▸ Task: Skip the pictures. Reproduce all other material exactly.

▸ Data provided:
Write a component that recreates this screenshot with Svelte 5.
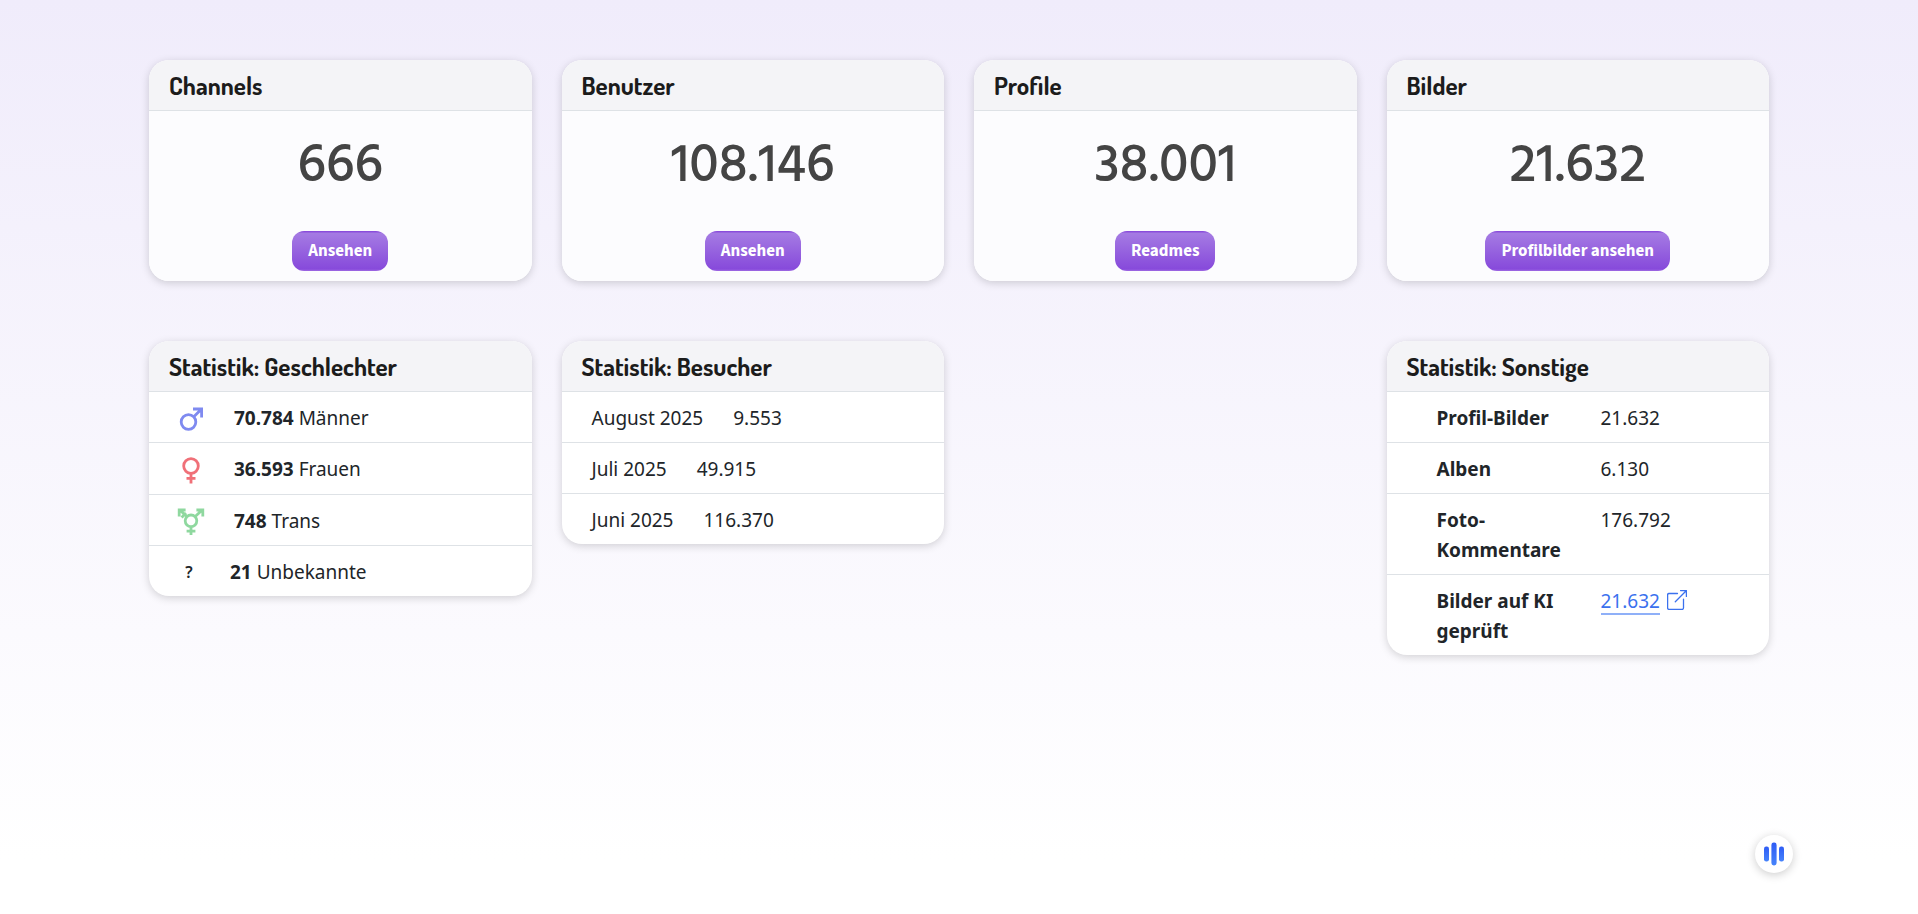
<script>
  const totals = [
    { title: 'Channels', value: '666', action: 'Ansehen' },
    { title: 'Benutzer', value: '108.146', action: 'Ansehen' },
    { title: 'Profile', value: '38.001', action: 'Readmes' },
    { title: 'Bilder', value: '21.632', action: 'Profilbilder ansehen' }
  ];
  const genders = [
    { icon: 'male', count: '70.784', label: 'Männer' },
    { icon: 'female', count: '36.593', label: 'Frauen' },
    { icon: 'trans', count: '748', label: 'Trans' },
    { icon: 'unknown', count: '21', label: 'Unbekannte' }
  ];
  const visitors = [
    { month: 'August 2025', count: '9.553' },
    { month: 'Juli 2025', count: '49.915' },
    { month: 'Juni 2025', count: '116.370' }
  ];
  const others = [
    { label: 'Profil-Bilder', count: '21.632' },
    { label: 'Alben', count: '6.130' },
    { label: 'Foto-Kommentare', count: '176.792' },
    { label: 'Bilder auf KI geprüft', count: '21.632', link: true }
  ];
</script>

<main>
  <div class="grid">
    {#each totals as t}
      <section class="card">
        <h2>{t.title}</h2>
        <div class="body">
          <p class="number">{t.value}</p>
          <button class="action" type="button">{t.action}</button>
        </div>
      </section>
    {/each}
  </div>

  <div class="grid">
    <section class="card">
      <h2>Statistik: Geschlechter</h2>
      <ul>
        {#each genders as g}
          <li class="gender">
            {#if g.icon === 'male'}
              <svg class="male" viewBox="0 0 28 28" aria-hidden="true">
                <circle cx="11.5" cy="18" r="7.3" />
                <path d="M16.8 12.7 24.5 5M16 5h8.6v8.6" />
              </svg>
            {:else if g.icon === 'female'}
              <svg class="female" viewBox="0 0 28 30" aria-hidden="true">
                <circle cx="14" cy="11" r="7.3" />
                <path d="M14 18.3V28.5M9.5 23.3h9" />
              </svg>
            {:else if g.icon === 'trans'}
              <svg class="trans" viewBox="0 0 28 28" aria-hidden="true">
                <circle cx="14" cy="13.8" r="5.8" />
                <path d="M14 19.6V28M9.6 24.2h8.8M18.2 9.6l7-6.6M19.4 3h6.4v6.4M9.8 9.6l-7-6.6M2.2 9.4V3h6.4M4.6 10.4l4.4-4.4" />
              </svg>
            {:else}
              <span class="unknown">?</span>
            {/if}
            <span><strong>{g.count}</strong> {g.label}</span>
          </li>
        {/each}
      </ul>
    </section>

    <section class="card">
      <h2>Statistik: Besucher</h2>
      <ul>
        {#each visitors as v}
          <li class="visitor"><span>{v.month}</span><span>{v.count}</span></li>
        {/each}
      </ul>
    </section>

    <section class="card others">
      <h2>Statistik: Sonstige</h2>
      <table>
        <tbody>
          {#each others as o}
            <tr>
              <th scope="row">{o.label}</th>
              <td>
                {#if o.link}
                  <a href="#pruefung"><span>{o.count}</span><svg viewBox="0 0 20 20" aria-hidden="true">
                      <path d="M10.5 3.5H2a1.4 1.4 0 0 0-1.4 1.4V18A1.4 1.4 0 0 0 2 19.4h13.1a1.4 1.4 0 0 0 1.4-1.4V9.2M13.6.6h5.8v5.8M19.2.8 8.3 11.7" />
                    </svg></a>
                {:else}
                  {o.count}
                {/if}
              </td>
            </tr>
          {/each}
        </tbody>
      </table>
    </section>
  </div>
</main>

<button class="float" type="button" aria-label="Statistik">
  <svg viewBox="0 0 38 38" aria-hidden="true">
    <defs>
      <linearGradient id="bars" x1="0" y1="0" x2="0" y2="1">
        <stop offset="0" stop-color="#2f5cf5" />
        <stop offset="1" stop-color="#4684fb" />
      </linearGradient>
    </defs>
    <g fill="url(#bars)">
      <rect x="9" y="11.5" width="5" height="15" rx="2.2" />
      <rect x="16.4" y="7.5" width="5.2" height="23" rx="2.4" />
      <rect x="24" y="11.5" width="5" height="15" rx="2.2" />
    </g>
  </svg>
</button>

<style>
  :global(body) {
    min-height: 100vh;
    background: linear-gradient(#f0ecfb, #fff 94%) no-repeat;
    color: #212529;
    font: 19px/30px "Segoe UI", Selawik, "Noto Sans", "Open Sans", sans-serif;
  }
  main {
    max-width: 1620px;
    margin: 0 auto;
    padding: 60px 30px;
  }
  .grid {
    display: grid;
    grid-template-columns: repeat(4, minmax(0, 1fr));
    gap: 30px;
    align-items: start;
  }
  .grid + .grid {
    margin-top: 60px;
  }
  .card {
    overflow: hidden;
    border-radius: 20px;
    background: #fff;
    box-shadow: 0 2px 8px rgba(0, 0, 0, 0.17);
  }
  .others {
    grid-column: 4;
  }
  h2 {
    margin: 0;
    padding: 10px 20px;
    border-bottom: 1px solid #dee2e6;
    background: #f4f4f7;
    color: #1c1c1c;
    font: 700 25px/30px Dosis, "Liberation Sans Narrow", Lato, sans-serif;
  }
  .body {
    display: flex;
    flex-direction: column;
    align-items: center;
    padding: 26px 20px 10px;
    background: #fcfcfe;
  }
  .number {
    margin: 0 0 34px;
    color: #444;
    font-family: Hind, Mukta, "Noto Sans", sans-serif;
    font-size: 54px;
    font-weight: 500;
    line-height: 60px;
  }
  .action {
    height: 40px;
    padding: 0 16px;
    border: 0;
    border-radius: 12px;
    background: linear-gradient(#8a4ddb 1px, #a57be3 2px, #874adb 38px, #a06be3);
    color: #fff;
    font: 700 17px/38px "Source Sans 3", "Source Sans Pro", "Noto Sans CJK JP", sans-serif;
  }
  ul {
    margin: 0;
    padding: 0;
    list-style: none;
  }
  li {
    display: flex;
    padding: 11px 30px 9px;
  }
  li + li,
  tr + tr > * {
    border-top: 1px solid #dee2e6;
  }
  .gender {
    gap: 29px;
    padding-left: 28px;
  }
  .gender svg {
    width: 28px;
    height: 28px;
    margin-top: 1px;
    fill: none;
    stroke-width: 2.8;
  }
  .male {
    stroke: #7f8af0;
  }
  .gender .female {
    height: 30px;
    stroke: #f07078;
  }
  .trans {
    stroke: #8fd89f;
  }
  .unknown {
    width: 24px;
    font-size: 16px;
    font-weight: 600;
    text-align: center;
  }
  .visitor {
    gap: 30px;
  }
  table {
    width: 100%;
    border-collapse: collapse;
    table-layout: fixed;
  }
  th,
  td {
    padding: 11px 0 9px;
    text-align: left;
    vertical-align: top;
  }
  th {
    width: 134px;
    padding-right: 30px;
    padding-left: 50px;
  }
  a {
    display: inline-flex;
    gap: 7px;
    color: #3b71ee;
    text-decoration: none;
  }
  a span {
    height: 27px;
    border-bottom: 2px solid #8fb0f8;
  }
  a svg {
    width: 20px;
    height: 20px;
    margin-top: 4px;
    fill: none;
    stroke: currentColor;
    stroke-width: 1.3;
    stroke-linecap: round;
    stroke-linejoin: round;
  }
  .float {
    position: fixed;
    right: 125px;
    bottom: 41px;
    width: 38px;
    height: 38px;
    padding: 0;
    border: 0;
    border-radius: 50%;
    background: #fff;
    box-shadow: 0 2px 10px rgba(0, 0, 0, 0.2);
  }
  .float svg {
    display: block;
  }
</style>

▸ Finished task:
Write a component that recreates this screenshot with Svelte 5.
<script>
  const totals = [
    { title: 'Channels', value: '666', action: 'Ansehen' },
    { title: 'Benutzer', value: '108.146', action: 'Ansehen' },
    { title: 'Profile', value: '38.001', action: 'Readmes' },
    { title: 'Bilder', value: '21.632', action: 'Profilbilder ansehen' }
  ];
  const genders = [
    { icon: 'male', count: '70.784', label: 'Männer' },
    { icon: 'female', count: '36.593', label: 'Frauen' },
    { icon: 'trans', count: '748', label: 'Trans' },
    { icon: 'unknown', count: '21', label: 'Unbekannte' }
  ];
  const visitors = [
    { month: 'August 2025', count: '9.553' },
    { month: 'Juli 2025', count: '49.915' },
    { month: 'Juni 2025', count: '116.370' }
  ];
  const others = [
    { label: 'Profil-Bilder', count: '21.632' },
    { label: 'Alben', count: '6.130' },
    { label: 'Foto-Kommentare', count: '176.792' },
    { label: 'Bilder auf KI geprüft', count: '21.632', link: true }
  ];
</script>

<main>
  <div class="grid">
    {#each totals as t}
      <section class="card">
        <h2>{t.title}</h2>
        <div class="body">
          <p class="number">{t.value}</p>
          <button class="action" type="button">{t.action}</button>
        </div>
      </section>
    {/each}
  </div>

  <div class="grid">
    <section class="card">
      <h2>Statistik: Geschlechter</h2>
      <ul>
        {#each genders as g}
          <li class="gender">
            {#if g.icon === 'male'}
              <svg class="male" viewBox="0 0 28 28" aria-hidden="true">
                <circle cx="11.5" cy="18" r="7.3" />
                <path d="M16.8 12.7 24.5 5M16 5h8.6v8.6" />
              </svg>
            {:else if g.icon === 'female'}
              <svg class="female" viewBox="0 0 28 30" aria-hidden="true">
                <circle cx="14" cy="11" r="7.3" />
                <path d="M14 18.3V28.5M9.5 23.3h9" />
              </svg>
            {:else if g.icon === 'trans'}
              <svg class="trans" viewBox="0 0 28 28" aria-hidden="true">
                <circle cx="14" cy="13.8" r="5.8" />
                <path d="M14 19.6V28M9.6 24.2h8.8M18.2 9.6l7-6.6M19.4 3h6.4v6.4M9.8 9.6l-7-6.6M2.2 9.4V3h6.4M4.6 10.4l4.4-4.4" />
              </svg>
            {:else}
              <span class="unknown">?</span>
            {/if}
            <span><strong>{g.count}</strong> {g.label}</span>
          </li>
        {/each}
      </ul>
    </section>

    <section class="card">
      <h2>Statistik: Besucher</h2>
      <ul>
        {#each visitors as v}
          <li class="visitor"><span>{v.month}</span><span>{v.count}</span></li>
        {/each}
      </ul>
    </section>

    <section class="card others">
      <h2>Statistik: Sonstige</h2>
      <table>
        <tbody>
          {#each others as o}
            <tr>
              <th scope="row">{o.label}</th>
              <td>
                {#if o.link}
                  <a href="#pruefung"><span>{o.count}</span><svg viewBox="0 0 20 20" aria-hidden="true">
                      <path d="M10.5 3.5H2a1.4 1.4 0 0 0-1.4 1.4V18A1.4 1.4 0 0 0 2 19.4h13.1a1.4 1.4 0 0 0 1.4-1.4V9.2M13.6.6h5.8v5.8M19.2.8 8.3 11.7" />
                    </svg></a>
                {:else}
                  {o.count}
                {/if}
              </td>
            </tr>
          {/each}
        </tbody>
      </table>
    </section>
  </div>
</main>

<button class="float" type="button" aria-label="Statistik">
  <svg viewBox="0 0 38 38" aria-hidden="true">
    <defs>
      <linearGradient id="bars" x1="0" y1="0" x2="0" y2="1">
        <stop offset="0" stop-color="#2f5cf5" />
        <stop offset="1" stop-color="#4684fb" />
      </linearGradient>
    </defs>
    <g fill="url(#bars)">
      <rect x="9" y="11.5" width="5" height="15" rx="2.2" />
      <rect x="16.4" y="7.5" width="5.2" height="23" rx="2.4" />
      <rect x="24" y="11.5" width="5" height="15" rx="2.2" />
    </g>
  </svg>
</button>

<style>
  :global(body) {
    min-height: 100vh;
    background: linear-gradient(#f0ecfb, #fff 94%) no-repeat;
    color: #212529;
    font: 19px/30px "Segoe UI", Selawik, "Noto Sans", "Open Sans", sans-serif;
  }
  main {
    max-width: 1620px;
    margin: 0 auto;
    padding: 60px 30px;
  }
  .grid {
    display: grid;
    grid-template-columns: repeat(4, minmax(0, 1fr));
    gap: 30px;
    align-items: start;
  }
  .grid + .grid {
    margin-top: 60px;
  }
  .card {
    overflow: hidden;
    border-radius: 20px;
    background: #fff;
    box-shadow: 0 2px 8px rgba(0, 0, 0, 0.17);
  }
  .others {
    grid-column: 4;
  }
  h2 {
    margin: 0;
    padding: 10px 20px;
    border-bottom: 1px solid #dee2e6;
    background: #f4f4f7;
    color: #1c1c1c;
    font: 700 25px/30px Dosis, "Liberation Sans Narrow", Lato, sans-serif;
  }
  .body {
    display: flex;
    flex-direction: column;
    align-items: center;
    padding: 26px 20px 10px;
    background: #fcfcfe;
  }
  .number {
    margin: 0 0 34px;
    color: #444;
    font-family: Hind, Mukta, "Noto Sans", sans-serif;
    font-size: 54px;
    font-weight: 500;
    line-height: 60px;
  }
  .action {
    height: 40px;
    padding: 0 16px;
    border: 0;
    border-radius: 12px;
    background: linear-gradient(#8a4ddb 1px, #a57be3 2px, #874adb 38px, #a06be3);
    color: #fff;
    font: 700 17px/38px "Source Sans 3", "Source Sans Pro", "Noto Sans CJK JP", sans-serif;
  }
  ul {
    margin: 0;
    padding: 0;
    list-style: none;
  }
  li {
    display: flex;
    padding: 11px 30px 9px;
  }
  li + li,
  tr + tr > * {
    border-top: 1px solid #dee2e6;
  }
  .gender {
    gap: 29px;
    padding-left: 28px;
  }
  .gender svg {
    width: 28px;
    height: 28px;
    margin-top: 1px;
    fill: none;
    stroke-width: 2.8;
  }
  .male {
    stroke: #7f8af0;
  }
  .gender .female {
    height: 30px;
    stroke: #f07078;
  }
  .trans {
    stroke: #8fd89f;
  }
  .unknown {
    width: 24px;
    font-size: 16px;
    font-weight: 600;
    text-align: center;
  }
  .visitor {
    gap: 30px;
  }
  table {
    width: 100%;
    border-collapse: collapse;
    table-layout: fixed;
  }
  th,
  td {
    padding: 11px 0 9px;
    text-align: left;
    vertical-align: top;
  }
  th {
    width: 134px;
    padding-right: 30px;
    padding-left: 50px;
  }
  a {
    display: inline-flex;
    gap: 7px;
    color: #3b71ee;
    text-decoration: none;
  }
  a span {
    height: 27px;
    border-bottom: 2px solid #8fb0f8;
  }
  a svg {
    width: 20px;
    height: 20px;
    margin-top: 4px;
    fill: none;
    stroke: currentColor;
    stroke-width: 1.3;
    stroke-linecap: round;
    stroke-linejoin: round;
  }
  .float {
    position: fixed;
    right: 125px;
    bottom: 41px;
    width: 38px;
    height: 38px;
    padding: 0;
    border: 0;
    border-radius: 50%;
    background: #fff;
    box-shadow: 0 2px 10px rgba(0, 0, 0, 0.2);
  }
  .float svg {
    display: block;
  }
</style>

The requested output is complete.